- **Problem to solve**: Skip the images. Copy the records exactly as written.
** Begin Recorded information **
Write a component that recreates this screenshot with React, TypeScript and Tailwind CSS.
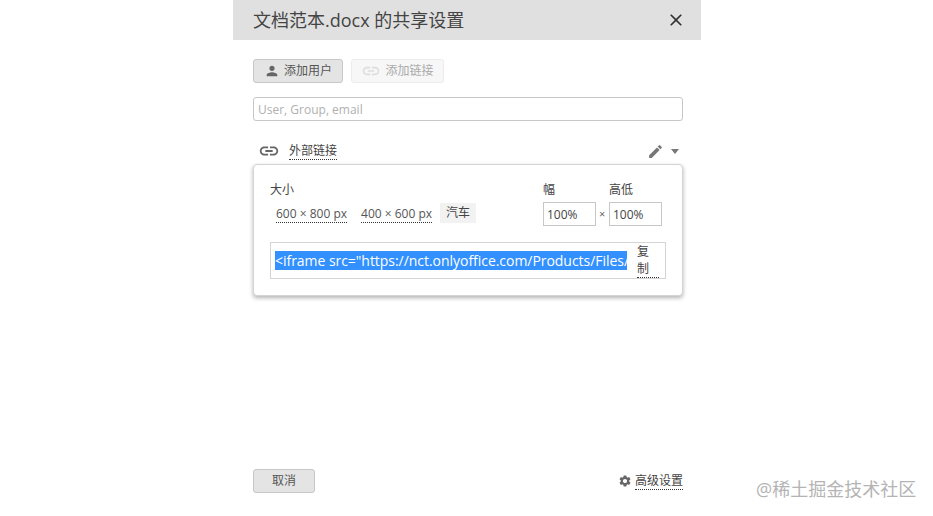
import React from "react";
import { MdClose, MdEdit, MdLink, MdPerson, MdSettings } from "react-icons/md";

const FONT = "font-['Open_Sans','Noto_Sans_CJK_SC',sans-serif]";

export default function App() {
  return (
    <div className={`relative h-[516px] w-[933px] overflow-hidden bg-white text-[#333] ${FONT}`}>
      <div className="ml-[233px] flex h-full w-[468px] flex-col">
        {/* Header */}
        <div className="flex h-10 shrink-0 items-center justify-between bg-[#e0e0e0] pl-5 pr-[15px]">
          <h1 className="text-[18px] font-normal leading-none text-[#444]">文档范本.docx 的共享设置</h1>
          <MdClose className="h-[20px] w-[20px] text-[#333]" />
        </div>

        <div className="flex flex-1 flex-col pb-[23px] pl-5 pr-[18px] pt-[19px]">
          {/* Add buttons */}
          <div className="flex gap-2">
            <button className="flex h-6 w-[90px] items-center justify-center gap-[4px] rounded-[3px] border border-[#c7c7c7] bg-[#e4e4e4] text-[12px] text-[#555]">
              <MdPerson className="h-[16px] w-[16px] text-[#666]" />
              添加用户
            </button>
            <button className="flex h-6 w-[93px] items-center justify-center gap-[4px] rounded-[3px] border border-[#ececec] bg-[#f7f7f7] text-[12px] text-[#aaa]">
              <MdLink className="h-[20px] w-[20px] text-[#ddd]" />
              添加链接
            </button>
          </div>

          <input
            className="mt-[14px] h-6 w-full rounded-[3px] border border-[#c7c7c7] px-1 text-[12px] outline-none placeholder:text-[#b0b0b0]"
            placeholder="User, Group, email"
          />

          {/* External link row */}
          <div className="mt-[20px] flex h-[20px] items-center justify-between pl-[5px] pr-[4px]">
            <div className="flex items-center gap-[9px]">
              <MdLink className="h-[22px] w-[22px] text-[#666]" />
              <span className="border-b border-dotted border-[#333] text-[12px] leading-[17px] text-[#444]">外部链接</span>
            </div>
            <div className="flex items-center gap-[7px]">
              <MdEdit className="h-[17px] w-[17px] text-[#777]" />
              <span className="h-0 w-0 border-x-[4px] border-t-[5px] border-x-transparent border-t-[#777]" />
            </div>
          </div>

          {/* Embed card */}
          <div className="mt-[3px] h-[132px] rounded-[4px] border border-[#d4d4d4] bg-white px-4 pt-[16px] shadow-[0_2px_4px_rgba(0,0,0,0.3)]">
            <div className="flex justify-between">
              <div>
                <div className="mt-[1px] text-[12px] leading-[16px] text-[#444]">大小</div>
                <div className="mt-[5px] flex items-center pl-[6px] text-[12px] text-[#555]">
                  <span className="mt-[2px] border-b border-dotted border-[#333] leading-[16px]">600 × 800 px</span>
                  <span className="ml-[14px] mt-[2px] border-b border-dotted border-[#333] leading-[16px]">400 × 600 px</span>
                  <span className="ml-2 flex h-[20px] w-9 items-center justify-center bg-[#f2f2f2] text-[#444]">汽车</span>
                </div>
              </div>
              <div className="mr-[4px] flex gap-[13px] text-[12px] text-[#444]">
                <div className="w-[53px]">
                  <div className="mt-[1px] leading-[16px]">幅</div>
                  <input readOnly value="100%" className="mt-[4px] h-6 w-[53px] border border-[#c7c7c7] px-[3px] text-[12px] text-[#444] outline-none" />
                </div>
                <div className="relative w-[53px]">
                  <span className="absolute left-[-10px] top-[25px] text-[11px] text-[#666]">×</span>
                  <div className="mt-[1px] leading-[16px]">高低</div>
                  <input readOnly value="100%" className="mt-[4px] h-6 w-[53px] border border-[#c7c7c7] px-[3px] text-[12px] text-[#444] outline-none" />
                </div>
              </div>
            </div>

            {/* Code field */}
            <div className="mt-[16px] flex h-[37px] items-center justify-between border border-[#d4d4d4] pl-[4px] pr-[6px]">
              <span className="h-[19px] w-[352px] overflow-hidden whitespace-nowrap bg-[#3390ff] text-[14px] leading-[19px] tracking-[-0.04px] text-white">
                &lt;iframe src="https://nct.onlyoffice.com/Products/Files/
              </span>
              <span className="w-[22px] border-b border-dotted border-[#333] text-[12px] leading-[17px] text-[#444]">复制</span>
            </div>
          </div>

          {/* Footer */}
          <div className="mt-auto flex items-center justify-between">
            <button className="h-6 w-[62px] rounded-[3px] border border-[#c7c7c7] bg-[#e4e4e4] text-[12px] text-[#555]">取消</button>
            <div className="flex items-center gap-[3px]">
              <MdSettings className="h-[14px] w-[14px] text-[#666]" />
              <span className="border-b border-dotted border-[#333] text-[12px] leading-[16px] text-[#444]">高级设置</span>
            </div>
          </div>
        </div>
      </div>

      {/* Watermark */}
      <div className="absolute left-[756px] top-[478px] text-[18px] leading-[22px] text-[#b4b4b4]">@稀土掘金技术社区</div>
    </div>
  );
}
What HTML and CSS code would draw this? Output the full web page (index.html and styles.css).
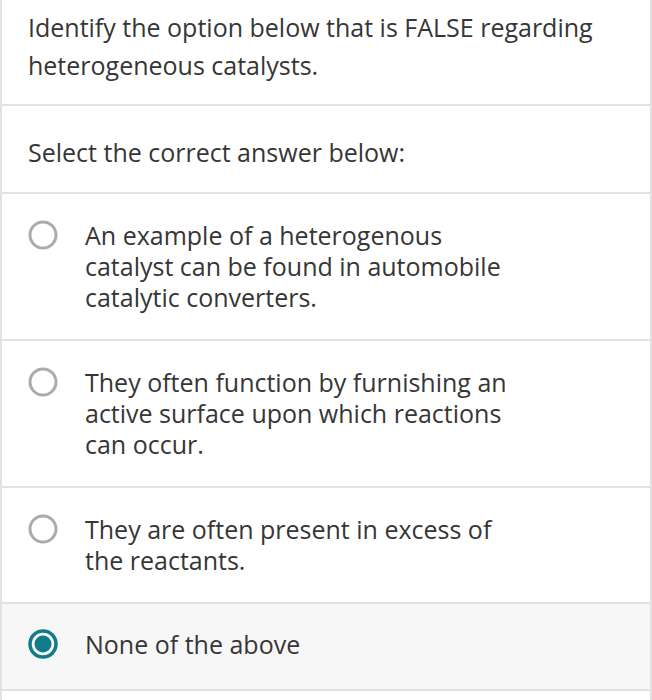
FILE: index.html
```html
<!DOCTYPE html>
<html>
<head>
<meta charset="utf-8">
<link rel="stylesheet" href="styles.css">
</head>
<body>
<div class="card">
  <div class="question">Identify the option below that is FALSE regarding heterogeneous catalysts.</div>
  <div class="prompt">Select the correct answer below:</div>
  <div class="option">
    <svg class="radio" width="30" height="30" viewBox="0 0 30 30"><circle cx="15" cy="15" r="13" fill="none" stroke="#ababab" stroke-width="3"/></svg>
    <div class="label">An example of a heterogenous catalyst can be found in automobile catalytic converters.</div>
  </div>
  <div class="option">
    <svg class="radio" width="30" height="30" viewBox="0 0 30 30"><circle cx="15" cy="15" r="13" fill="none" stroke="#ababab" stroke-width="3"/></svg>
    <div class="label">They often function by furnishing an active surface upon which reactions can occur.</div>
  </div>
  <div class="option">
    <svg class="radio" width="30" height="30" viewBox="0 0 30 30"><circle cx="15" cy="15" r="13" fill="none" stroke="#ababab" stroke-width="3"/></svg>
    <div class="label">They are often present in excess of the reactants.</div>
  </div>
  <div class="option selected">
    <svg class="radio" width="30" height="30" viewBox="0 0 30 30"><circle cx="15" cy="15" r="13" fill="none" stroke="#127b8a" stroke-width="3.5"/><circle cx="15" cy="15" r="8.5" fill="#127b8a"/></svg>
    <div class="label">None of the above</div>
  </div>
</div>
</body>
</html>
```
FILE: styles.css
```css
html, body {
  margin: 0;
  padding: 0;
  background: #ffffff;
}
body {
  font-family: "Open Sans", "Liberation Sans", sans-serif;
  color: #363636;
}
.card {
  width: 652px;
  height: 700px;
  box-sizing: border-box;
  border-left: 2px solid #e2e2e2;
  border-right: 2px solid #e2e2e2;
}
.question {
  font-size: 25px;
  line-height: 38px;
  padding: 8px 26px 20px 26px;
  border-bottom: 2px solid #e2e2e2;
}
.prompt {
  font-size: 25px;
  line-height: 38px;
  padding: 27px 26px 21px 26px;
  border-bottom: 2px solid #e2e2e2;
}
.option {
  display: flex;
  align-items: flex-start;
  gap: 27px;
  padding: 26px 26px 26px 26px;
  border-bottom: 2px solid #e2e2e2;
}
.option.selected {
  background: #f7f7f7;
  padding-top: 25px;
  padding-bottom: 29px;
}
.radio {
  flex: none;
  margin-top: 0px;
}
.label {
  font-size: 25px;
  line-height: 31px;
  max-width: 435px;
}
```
** End Recorded information **
- **Worked solution**:
Write a component that recreates this screenshot with React, TypeScript and Tailwind CSS.
import React from "react";
import { MdClose, MdEdit, MdLink, MdPerson, MdSettings } from "react-icons/md";

const FONT = "font-['Open_Sans','Noto_Sans_CJK_SC',sans-serif]";

export default function App() {
  return (
    <div className={`relative h-[516px] w-[933px] overflow-hidden bg-white text-[#333] ${FONT}`}>
      <div className="ml-[233px] flex h-full w-[468px] flex-col">
        {/* Header */}
        <div className="flex h-10 shrink-0 items-center justify-between bg-[#e0e0e0] pl-5 pr-[15px]">
          <h1 className="text-[18px] font-normal leading-none text-[#444]">文档范本.docx 的共享设置</h1>
          <MdClose className="h-[20px] w-[20px] text-[#333]" />
        </div>

        <div className="flex flex-1 flex-col pb-[23px] pl-5 pr-[18px] pt-[19px]">
          {/* Add buttons */}
          <div className="flex gap-2">
            <button className="flex h-6 w-[90px] items-center justify-center gap-[4px] rounded-[3px] border border-[#c7c7c7] bg-[#e4e4e4] text-[12px] text-[#555]">
              <MdPerson className="h-[16px] w-[16px] text-[#666]" />
              添加用户
            </button>
            <button className="flex h-6 w-[93px] items-center justify-center gap-[4px] rounded-[3px] border border-[#ececec] bg-[#f7f7f7] text-[12px] text-[#aaa]">
              <MdLink className="h-[20px] w-[20px] text-[#ddd]" />
              添加链接
            </button>
          </div>

          <input
            className="mt-[14px] h-6 w-full rounded-[3px] border border-[#c7c7c7] px-1 text-[12px] outline-none placeholder:text-[#b0b0b0]"
            placeholder="User, Group, email"
          />

          {/* External link row */}
          <div className="mt-[20px] flex h-[20px] items-center justify-between pl-[5px] pr-[4px]">
            <div className="flex items-center gap-[9px]">
              <MdLink className="h-[22px] w-[22px] text-[#666]" />
              <span className="border-b border-dotted border-[#333] text-[12px] leading-[17px] text-[#444]">外部链接</span>
            </div>
            <div className="flex items-center gap-[7px]">
              <MdEdit className="h-[17px] w-[17px] text-[#777]" />
              <span className="h-0 w-0 border-x-[4px] border-t-[5px] border-x-transparent border-t-[#777]" />
            </div>
          </div>

          {/* Embed card */}
          <div className="mt-[3px] h-[132px] rounded-[4px] border border-[#d4d4d4] bg-white px-4 pt-[16px] shadow-[0_2px_4px_rgba(0,0,0,0.3)]">
            <div className="flex justify-between">
              <div>
                <div className="mt-[1px] text-[12px] leading-[16px] text-[#444]">大小</div>
                <div className="mt-[5px] flex items-center pl-[6px] text-[12px] text-[#555]">
                  <span className="mt-[2px] border-b border-dotted border-[#333] leading-[16px]">600 × 800 px</span>
                  <span className="ml-[14px] mt-[2px] border-b border-dotted border-[#333] leading-[16px]">400 × 600 px</span>
                  <span className="ml-2 flex h-[20px] w-9 items-center justify-center bg-[#f2f2f2] text-[#444]">汽车</span>
                </div>
              </div>
              <div className="mr-[4px] flex gap-[13px] text-[12px] text-[#444]">
                <div className="w-[53px]">
                  <div className="mt-[1px] leading-[16px]">幅</div>
                  <input readOnly value="100%" className="mt-[4px] h-6 w-[53px] border border-[#c7c7c7] px-[3px] text-[12px] text-[#444] outline-none" />
                </div>
                <div className="relative w-[53px]">
                  <span className="absolute left-[-10px] top-[25px] text-[11px] text-[#666]">×</span>
                  <div className="mt-[1px] leading-[16px]">高低</div>
                  <input readOnly value="100%" className="mt-[4px] h-6 w-[53px] border border-[#c7c7c7] px-[3px] text-[12px] text-[#444] outline-none" />
                </div>
              </div>
            </div>

            {/* Code field */}
            <div className="mt-[16px] flex h-[37px] items-center justify-between border border-[#d4d4d4] pl-[4px] pr-[6px]">
              <span className="h-[19px] w-[352px] overflow-hidden whitespace-nowrap bg-[#3390ff] text-[14px] leading-[19px] tracking-[-0.04px] text-white">
                &lt;iframe src="https://nct.onlyoffice.com/Products/Files/
              </span>
              <span className="w-[22px] border-b border-dotted border-[#333] text-[12px] leading-[17px] text-[#444]">复制</span>
            </div>
          </div>

          {/* Footer */}
          <div className="mt-auto flex items-center justify-between">
            <button className="h-6 w-[62px] rounded-[3px] border border-[#c7c7c7] bg-[#e4e4e4] text-[12px] text-[#555]">取消</button>
            <div className="flex items-center gap-[3px]">
              <MdSettings className="h-[14px] w-[14px] text-[#666]" />
              <span className="border-b border-dotted border-[#333] text-[12px] leading-[16px] text-[#444]">高级设置</span>
            </div>
          </div>
        </div>
      </div>

      {/* Watermark */}
      <div className="absolute left-[756px] top-[478px] text-[18px] leading-[22px] text-[#b4b4b4]">@稀土掘金技术社区</div>
    </div>
  );
}
What HTML and CSS code would draw this? Output the full web page (index.html and styles.css).
FILE: index.html
```html
<!DOCTYPE html>
<html>
<head>
<meta charset="utf-8">
<link rel="stylesheet" href="styles.css">
</head>
<body>
<div class="card">
  <div class="question">Identify the option below that is FALSE regarding heterogeneous catalysts.</div>
  <div class="prompt">Select the correct answer below:</div>
  <div class="option">
    <svg class="radio" width="30" height="30" viewBox="0 0 30 30"><circle cx="15" cy="15" r="13" fill="none" stroke="#ababab" stroke-width="3"/></svg>
    <div class="label">An example of a heterogenous catalyst can be found in automobile catalytic converters.</div>
  </div>
  <div class="option">
    <svg class="radio" width="30" height="30" viewBox="0 0 30 30"><circle cx="15" cy="15" r="13" fill="none" stroke="#ababab" stroke-width="3"/></svg>
    <div class="label">They often function by furnishing an active surface upon which reactions can occur.</div>
  </div>
  <div class="option">
    <svg class="radio" width="30" height="30" viewBox="0 0 30 30"><circle cx="15" cy="15" r="13" fill="none" stroke="#ababab" stroke-width="3"/></svg>
    <div class="label">They are often present in excess of the reactants.</div>
  </div>
  <div class="option selected">
    <svg class="radio" width="30" height="30" viewBox="0 0 30 30"><circle cx="15" cy="15" r="13" fill="none" stroke="#127b8a" stroke-width="3.5"/><circle cx="15" cy="15" r="8.5" fill="#127b8a"/></svg>
    <div class="label">None of the above</div>
  </div>
</div>
</body>
</html>
```
FILE: styles.css
```css
html, body {
  margin: 0;
  padding: 0;
  background: #ffffff;
}
body {
  font-family: "Open Sans", "Liberation Sans", sans-serif;
  color: #363636;
}
.card {
  width: 652px;
  height: 700px;
  box-sizing: border-box;
  border-left: 2px solid #e2e2e2;
  border-right: 2px solid #e2e2e2;
}
.question {
  font-size: 25px;
  line-height: 38px;
  padding: 8px 26px 20px 26px;
  border-bottom: 2px solid #e2e2e2;
}
.prompt {
  font-size: 25px;
  line-height: 38px;
  padding: 27px 26px 21px 26px;
  border-bottom: 2px solid #e2e2e2;
}
.option {
  display: flex;
  align-items: flex-start;
  gap: 27px;
  padding: 26px 26px 26px 26px;
  border-bottom: 2px solid #e2e2e2;
}
.option.selected {
  background: #f7f7f7;
  padding-top: 25px;
  padding-bottom: 29px;
}
.radio {
  flex: none;
  margin-top: 0px;
}
.label {
  font-size: 25px;
  line-height: 31px;
  max-width: 435px;
}
```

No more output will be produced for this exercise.